**TASK DIRECTIONS**
Copy out the data below as written; omit any images.

--- START ---

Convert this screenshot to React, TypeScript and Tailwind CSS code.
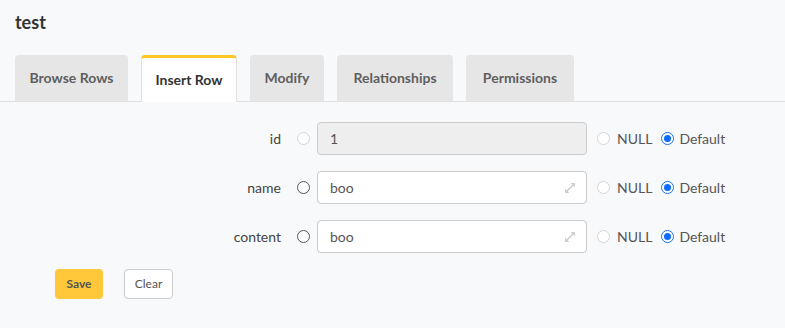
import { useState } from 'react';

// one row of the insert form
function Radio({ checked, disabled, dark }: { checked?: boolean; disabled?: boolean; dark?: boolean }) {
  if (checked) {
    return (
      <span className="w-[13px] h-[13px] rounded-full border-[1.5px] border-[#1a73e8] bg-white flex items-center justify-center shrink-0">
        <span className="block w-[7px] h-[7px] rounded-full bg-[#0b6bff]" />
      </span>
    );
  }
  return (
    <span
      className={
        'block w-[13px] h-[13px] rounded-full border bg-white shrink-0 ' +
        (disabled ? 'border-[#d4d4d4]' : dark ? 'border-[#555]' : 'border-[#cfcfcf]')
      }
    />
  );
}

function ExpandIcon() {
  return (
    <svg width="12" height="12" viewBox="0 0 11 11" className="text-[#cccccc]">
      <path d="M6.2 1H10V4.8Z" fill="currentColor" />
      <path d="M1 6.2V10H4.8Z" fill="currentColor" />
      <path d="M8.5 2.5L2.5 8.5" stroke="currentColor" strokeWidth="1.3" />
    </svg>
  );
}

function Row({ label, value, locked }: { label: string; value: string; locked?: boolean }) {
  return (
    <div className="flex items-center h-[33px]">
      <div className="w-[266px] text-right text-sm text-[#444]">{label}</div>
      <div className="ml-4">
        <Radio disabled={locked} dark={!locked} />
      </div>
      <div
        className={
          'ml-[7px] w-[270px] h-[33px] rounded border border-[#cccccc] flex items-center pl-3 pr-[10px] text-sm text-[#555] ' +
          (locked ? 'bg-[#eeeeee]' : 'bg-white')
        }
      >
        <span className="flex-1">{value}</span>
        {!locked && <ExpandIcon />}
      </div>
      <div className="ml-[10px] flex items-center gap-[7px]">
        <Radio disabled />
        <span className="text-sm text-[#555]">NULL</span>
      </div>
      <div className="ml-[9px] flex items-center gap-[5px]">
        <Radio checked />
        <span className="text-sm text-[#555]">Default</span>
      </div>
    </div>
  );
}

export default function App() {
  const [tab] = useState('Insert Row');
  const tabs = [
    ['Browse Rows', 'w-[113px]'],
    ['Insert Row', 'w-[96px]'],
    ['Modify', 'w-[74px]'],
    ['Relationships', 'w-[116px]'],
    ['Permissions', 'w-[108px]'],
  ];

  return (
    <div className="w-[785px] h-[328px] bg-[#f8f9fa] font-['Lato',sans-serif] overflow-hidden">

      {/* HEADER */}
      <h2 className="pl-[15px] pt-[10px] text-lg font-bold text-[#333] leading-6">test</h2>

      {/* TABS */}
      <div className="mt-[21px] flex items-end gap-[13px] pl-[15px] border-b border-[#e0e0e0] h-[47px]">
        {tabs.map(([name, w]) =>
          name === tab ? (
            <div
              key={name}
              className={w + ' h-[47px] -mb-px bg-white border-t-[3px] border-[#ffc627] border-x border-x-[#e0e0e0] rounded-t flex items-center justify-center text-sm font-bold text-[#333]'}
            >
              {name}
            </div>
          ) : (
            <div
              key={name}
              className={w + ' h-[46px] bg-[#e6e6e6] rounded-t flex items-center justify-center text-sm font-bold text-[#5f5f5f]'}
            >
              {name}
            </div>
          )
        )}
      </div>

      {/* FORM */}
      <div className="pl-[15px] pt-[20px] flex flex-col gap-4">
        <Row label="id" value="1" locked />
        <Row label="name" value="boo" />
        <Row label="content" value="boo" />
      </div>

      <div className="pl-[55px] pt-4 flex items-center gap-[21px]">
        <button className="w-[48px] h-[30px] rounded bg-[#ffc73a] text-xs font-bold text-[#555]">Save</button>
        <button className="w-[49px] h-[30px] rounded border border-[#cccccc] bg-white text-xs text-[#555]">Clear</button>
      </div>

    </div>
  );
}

--- END ---

**RESULT OF THIS EXERCISE**
Convert this screenshot to React, TypeScript and Tailwind CSS code.
import { useState } from 'react';

// one row of the insert form
function Radio({ checked, disabled, dark }: { checked?: boolean; disabled?: boolean; dark?: boolean }) {
  if (checked) {
    return (
      <span className="w-[13px] h-[13px] rounded-full border-[1.5px] border-[#1a73e8] bg-white flex items-center justify-center shrink-0">
        <span className="block w-[7px] h-[7px] rounded-full bg-[#0b6bff]" />
      </span>
    );
  }
  return (
    <span
      className={
        'block w-[13px] h-[13px] rounded-full border bg-white shrink-0 ' +
        (disabled ? 'border-[#d4d4d4]' : dark ? 'border-[#555]' : 'border-[#cfcfcf]')
      }
    />
  );
}

function ExpandIcon() {
  return (
    <svg width="12" height="12" viewBox="0 0 11 11" className="text-[#cccccc]">
      <path d="M6.2 1H10V4.8Z" fill="currentColor" />
      <path d="M1 6.2V10H4.8Z" fill="currentColor" />
      <path d="M8.5 2.5L2.5 8.5" stroke="currentColor" strokeWidth="1.3" />
    </svg>
  );
}

function Row({ label, value, locked }: { label: string; value: string; locked?: boolean }) {
  return (
    <div className="flex items-center h-[33px]">
      <div className="w-[266px] text-right text-sm text-[#444]">{label}</div>
      <div className="ml-4">
        <Radio disabled={locked} dark={!locked} />
      </div>
      <div
        className={
          'ml-[7px] w-[270px] h-[33px] rounded border border-[#cccccc] flex items-center pl-3 pr-[10px] text-sm text-[#555] ' +
          (locked ? 'bg-[#eeeeee]' : 'bg-white')
        }
      >
        <span className="flex-1">{value}</span>
        {!locked && <ExpandIcon />}
      </div>
      <div className="ml-[10px] flex items-center gap-[7px]">
        <Radio disabled />
        <span className="text-sm text-[#555]">NULL</span>
      </div>
      <div className="ml-[9px] flex items-center gap-[5px]">
        <Radio checked />
        <span className="text-sm text-[#555]">Default</span>
      </div>
    </div>
  );
}

export default function App() {
  const [tab] = useState('Insert Row');
  const tabs = [
    ['Browse Rows', 'w-[113px]'],
    ['Insert Row', 'w-[96px]'],
    ['Modify', 'w-[74px]'],
    ['Relationships', 'w-[116px]'],
    ['Permissions', 'w-[108px]'],
  ];

  return (
    <div className="w-[785px] h-[328px] bg-[#f8f9fa] font-['Lato',sans-serif] overflow-hidden">

      {/* HEADER */}
      <h2 className="pl-[15px] pt-[10px] text-lg font-bold text-[#333] leading-6">test</h2>

      {/* TABS */}
      <div className="mt-[21px] flex items-end gap-[13px] pl-[15px] border-b border-[#e0e0e0] h-[47px]">
        {tabs.map(([name, w]) =>
          name === tab ? (
            <div
              key={name}
              className={w + ' h-[47px] -mb-px bg-white border-t-[3px] border-[#ffc627] border-x border-x-[#e0e0e0] rounded-t flex items-center justify-center text-sm font-bold text-[#333]'}
            >
              {name}
            </div>
          ) : (
            <div
              key={name}
              className={w + ' h-[46px] bg-[#e6e6e6] rounded-t flex items-center justify-center text-sm font-bold text-[#5f5f5f]'}
            >
              {name}
            </div>
          )
        )}
      </div>

      {/* FORM */}
      <div className="pl-[15px] pt-[20px] flex flex-col gap-4">
        <Row label="id" value="1" locked />
        <Row label="name" value="boo" />
        <Row label="content" value="boo" />
      </div>

      <div className="pl-[55px] pt-4 flex items-center gap-[21px]">
        <button className="w-[48px] h-[30px] rounded bg-[#ffc73a] text-xs font-bold text-[#555]">Save</button>
        <button className="w-[49px] h-[30px] rounded border border-[#cccccc] bg-white text-xs text-[#555]">Clear</button>
      </div>

    </div>
  );
}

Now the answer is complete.